The Satanic Temple Secures Religious Accommodation for Bathroom Access for Colorado Student

The Satanic Temple Secures Religious Accommodation for Bathroom Access for Colorado Student

The Satanic Temple’s Protect Children Project (PCP) has secured a religious accommodation for a student at Elizabeth High School in Elizabeth, Colorado, exempting her from the school’s Minga bathroom monitoring system.

The student and her family initially asked the district for a religious exemption, arguing that the school’s bathroom access rules conflicted with her sincerely held religious beliefs as a member of The Satanic Temple (TST). When that request was denied, they turned to the Protect Children Project, which defends student TST members against school policies that burden their religious practices, including corporal punishment, restraint, seclusion, and bathroom access restrictions.

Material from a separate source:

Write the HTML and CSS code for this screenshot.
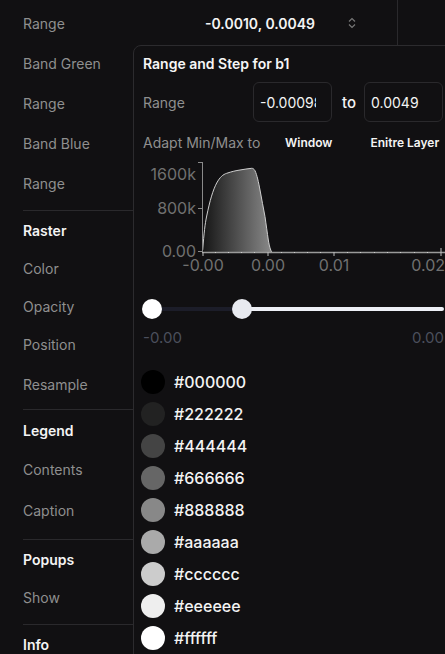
FILE: index.html
```html
<!DOCTYPE html>
<html>
<head>
<meta charset="utf-8">
<link rel="stylesheet" href="styles.css">
</head>
<body>
<div class="panel">
  <div class="row"><span class="label">Range</span><span class="value">-0.0010, 0.0049</span>
    <svg class="chev" width="8" height="12" viewBox="0 0 8 12"><path d="M1 4.5 L4 1.5 L7 4.5 M1 7.5 L4 10.5 L7 7.5" fill="none" stroke="#777" stroke-width="1.2"/></svg>
  </div>
  <div class="row"><span class="label">Band Green</span></div>
  <div class="row"><span class="label">Range</span></div>
  <div class="row"><span class="label">Band Blue</span></div>
  <div class="row"><span class="label">Range</span></div>
  <div class="sep s1"></div>
  <div class="row h38"><span class="head">Raster</span></div>
  <div class="row h38"><span class="label">Color</span></div>
  <div class="row h38"><span class="label">Opacity</span></div>
  <div class="row h39"><span class="label">Position</span></div>
  <div class="row h40"><span class="label">Resample</span></div>
  <div class="sep s2"></div>
  <div class="row h40"><span class="head">Legend</span></div>
  <div class="row h38"><span class="label">Contents</span></div>
  <div class="row h44"><span class="label">Caption</span></div>
  <div class="sep s3"></div>
  <div class="row h38"><span class="head">Popups</span></div>
  <div class="row h38"><span class="label">Show</span></div>
  <div class="sep s4"></div>
  <div class="row h38"><span class="head">Info</span></div>
</div>

<div class="popover">
  <div class="title">Range and Step for b1</div>
  <div class="range-row">
    <span class="plabel w110">Range</span>
    <div class="input"><span>-0.00098</span></div>
    <span class="to">to</span>
    <div class="input"><span>0.0049</span></div>
  </div>
  <div class="adapt-row">
    <span class="plabel w142">Adapt Min/Max to</span>
    <span class="btn">Window</span>
    <span class="btn">Enitre Layer</span>
  </div>
  <svg class="chart" width="311" height="120" viewBox="0 0 311 120">
    <defs>
      <linearGradient id="g" x1="68" y1="0" x2="138" y2="0" gradientUnits="userSpaceOnUse">
        <stop offset="0" stop-color="#141414"/>
        <stop offset="1" stop-color="#8a8a8a"/>
      </linearGradient>
    </defs>
    <path d="M68.7 94 L68.7 92 C70 75 71 66 72.7 58 C76 42 79 32 82.7 25 C86 19 89 16.5 92.7 15.3 C98 13.5 102 12.6 106 12 C110 11.5 114 10.5 117.7 10.3 C119 10.3 120 11 121 12.7 C123 17 124.5 24 126 32 C127.5 41 129.5 50 131 58.7 C132.2 67 133.3 75 134.3 82 C135.3 88 136.5 92 137.7 94 Z" fill="url(#g)"/>
    <path d="M68.7 92 C70 75 71 66 72.7 58 C76 42 79 32 82.7 25 C86 19 89 16.5 92.7 15.3 C98 13.5 102 12.6 106 12 C110 11.5 114 10.5 117.7 10.3 C119 10.3 120 11 121 12.7 C123 17 124.5 24 126 32 C127.5 41 129.5 50 131 58.7 C132.2 67 133.3 75 134.3 82 C135.3 88 136.5 92 137.7 94" fill="none" stroke="#cfcfcf" stroke-width="1"/>
    <g stroke="#8a8a8a" stroke-width="1">
      <line x1="68.5" y1="4" x2="68.5" y2="94"/>
      <line x1="64" y1="4.5" x2="68" y2="4.5"/>
      <line x1="64" y1="50.5" x2="68" y2="50.5"/>
      <line x1="64" y1="93.5" x2="68" y2="93.5"/>
    </g>
    <line x1="68" y1="94.5" x2="311" y2="94.5" stroke="#9a9a9a" stroke-width="1.5"/>
    <g stroke="#bdbdbd" stroke-width="1">
      <line x1="69" y1="94" x2="69" y2="98"/>
      <line x1="134" y1="94" x2="134" y2="98"/>
      <line x1="200" y1="94" x2="200" y2="98"/>
      <line x1="307" y1="90" x2="307" y2="98"/>
    </g>
    <g fill="#cfcfcf">
      <rect x="81" y="94" width="1" height="1"/><rect x="94" y="94" width="1" height="1"/><rect x="107" y="94" width="1" height="1"/><rect x="120" y="94" width="1" height="1"/>
      <rect x="147" y="94" width="1" height="1"/><rect x="160" y="94" width="1" height="1"/><rect x="173" y="94" width="1" height="1"/><rect x="186" y="94" width="1" height="1"/>
      <rect x="213" y="94" width="1" height="1"/><rect x="226" y="94" width="1" height="1"/><rect x="240" y="94" width="1" height="1"/><rect x="253" y="94" width="1" height="1"/><rect x="266" y="94" width="1" height="1"/><rect x="280" y="94" width="1" height="1"/><rect x="293" y="94" width="1" height="1"/>
    </g>
    <g class="axis-text" fill="#707070" font-size="16">
      <text x="62" y="21.5" text-anchor="end">1600k</text>
      <text x="62" y="55.5" text-anchor="end">800k</text>
      <text x="62" y="99" text-anchor="end">0.00</text>
      <text x="69" y="113" text-anchor="middle">-0.00</text>
      <text x="134" y="113" text-anchor="middle">0.00</text>
      <text x="200" y="113" text-anchor="middle">0.01</text>
      <text x="311" y="113" text-anchor="end">0.02</text>
    </g>
  </svg>
  <div class="slider">
    <div class="track-dark"></div>
    <div class="track-light"></div>
    <div class="thumb t1"></div>
    <div class="thumb t2"></div>
  </div>
  <div class="slider-labels"><span>-0.00</span><span>0.00</span></div>
  <ul class="colors">
    <li><span class="sw" style="background:#000000"></span>#000000</li>
    <li><span class="sw" style="background:#222222"></span>#222222</li>
    <li><span class="sw" style="background:#444444"></span>#444444</li>
    <li><span class="sw" style="background:#666666"></span>#666666</li>
    <li><span class="sw" style="background:#888888"></span>#888888</li>
    <li><span class="sw" style="background:#aaaaaa"></span>#aaaaaa</li>
    <li><span class="sw" style="background:#cccccc"></span>#cccccc</li>
    <li><span class="sw" style="background:#eeeeee"></span>#eeeeee</li>
    <li><span class="sw" style="background:#ffffff"></span>#ffffff</li>
  </ul>
</div>
</body>
</html>
```
FILE: styles.css
```css
* { box-sizing: border-box; }
html, body {
  margin: 0;
  padding: 0;
  background: #111012;
  overflow: hidden;
  width: 445px;
  height: 654px;
}
body {
  font-family: Inter, "Noto Sans", sans-serif;
  color: #f2f2f2;
  position: relative;
}
.panel {
  width: 398px;
  border-right: 1px solid #2a292c;
  padding-top: 3px;
  height: 654px;
}
.row {
  height: 40px;
  display: flex;
  align-items: center;
  padding-left: 23px;
  position: relative;
}
.row.h38 { height: 38px; }
.row.h39 { height: 39px; }
.row.h40 { height: 40px; }
.row.h44 { height: 44px; }
.label {
  font-size: 14px;
  color: #8f8f8f;
}
.head {
  font-size: 14px;
  font-weight: 600;
  color: #f4f4f4;
}
.value {
  position: absolute;
  left: 205px;
  font-size: 14px;
  font-weight: 600;
  color: #f4f4f4;
}
.chev {
  position: absolute;
  left: 348px;
  top: 14px;
}
.sep {
  height: 1px;
  background: #2a292c;
  margin-left: 23px;
}
.s1 { margin-top: 7px; }
.s2 { margin-top: 5px; }
.s3 { margin-top: 7px; }
.s4 { margin-top: 8px; }

.popover {
  position: absolute;
  left: 133px;
  top: 45px;
  width: 360px;
  height: 640px;
  background: #111012;
  border: 1px solid #2c2b2e;
  border-radius: 8px;
}
.title {
  font-size: 14px;
  font-weight: 600;
  color: #f6f6f6;
  padding: 9px 0 0 9px;
  height: 36px;
}
.range-row {
  display: flex;
  align-items: center;
  padding-left: 9px;
  height: 40px;
}
.plabel {
  font-size: 14px;
  color: #8f8f8f;
  white-space: nowrap;
  flex-shrink: 0;
}
.w110 { width: 110px; }
.w142 { width: 142px; }
.input {
  width: 79px;
  height: 40px;
  flex-shrink: 0;
  border: 1px solid #2a292c;
  border-radius: 6px;
  padding-left: 6px;
  display: flex;
  align-items: center;
  overflow: hidden;
  white-space: nowrap;
  font-size: 14px;
  color: #f4f4f4;
}
.input span { display: block; width: 56px; overflow: hidden; }
.to {
  font-size: 15px;
  font-weight: 500;
  color: #f4f4f4;
  margin: 0 8px 0 10px;
}
.adapt-row {
  display: flex;
  align-items: center;
  padding-left: 9px;
  height: 40px;
}
.btn {
  font-size: 12px;
  font-weight: 600;
  color: #f4f4f4;
  margin-right: 38px;
  white-space: nowrap;
  flex-shrink: 0;
}
.chart {
  display: block;
  margin-top: -4px;
}
.axis-text text { font-family: Inter, "Noto Sans", sans-serif; }
.slider {
  position: relative;
  height: 22px;
  margin-top: 20px;
}
.track-dark {
  position: absolute;
  left: 18px;
  width: 90px;
  top: 9px;
  height: 4px;
  background: #1c1d29;
}
.track-light {
  position: absolute;
  left: 108px;
  width: 202px;
  top: 9px;
  height: 4px;
  background: #eef0f6;
  border-radius: 2px;
}
.thumb {
  position: absolute;
  top: 1px;
  width: 20px;
  height: 20px;
  border-radius: 50%;
}
.t1 { left: 8px; background: #ffffff; }
.t2 { left: 98px; background: #e8eaf0; }
.slider-labels {
  display: flex;
  justify-content: space-between;
  width: 310px;
  padding-left: 9px;
  margin-top: 8px;
  font-size: 15px;
  color: #4b4f5c;
}
.colors {
  list-style: none;
  margin: 19px 0 0 0;
  padding: 0 0 0 7px;
}
.colors li {
  display: flex;
  align-items: center;
  height: 32px;
  font-size: 16px;
  font-weight: 500;
  color: #f4f4f4;
}
.sw {
  width: 24px;
  height: 24px;
  border-radius: 50%;
  margin-right: 9px;
}
```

At the center of the dispute was Minga, a digital hall pass system used to monitor student movement during the school day, including bathroom access. For this student, the policy conflicted with her religious beliefs, including TST’s Third Tenet: “One’s body is inviolable, subject to one’s own will alone.”

The Protect Children Project challenged the district’s refusal to accommodate the student’s beliefs. In a letter to the district, TST legal counsel Matt Kezhaya argued that the school’s bathroom monitoring system and restrictions on bathroom access burdened the student’s religious exercise by placing school authority over her bodily autonomy. The letter also cited Mahmoud v. Taylor (2025), the U.S. Supreme Court’s ruling involving parents who challenged a public school district’s refusal to allow students to opt out of instruction they said conflicted with their religious beliefs. As Kezhaya wrote, “By its very nature, the system requires [the student] to subordinate her bodily needs to institutional surveillance and control.”

The district ultimately granted the religious accommodation last Tuesday. Under it, the student is exempt from Minga for bathroom access and will use a laminated physical pass instead of the digital system.

Defending student TST members from school policies that burden their religious beliefs is central to Protect Children Project’s mission. The religious accommodation in Elizabeth, Colorado, demonstrates that commitment in action. These events also serve as a reminder that when the Supreme Court recognizes a religious protection, as it did in Mahmoud v. Taylor, public institutions cannot limit those protections to majority or politically favorable religious groups.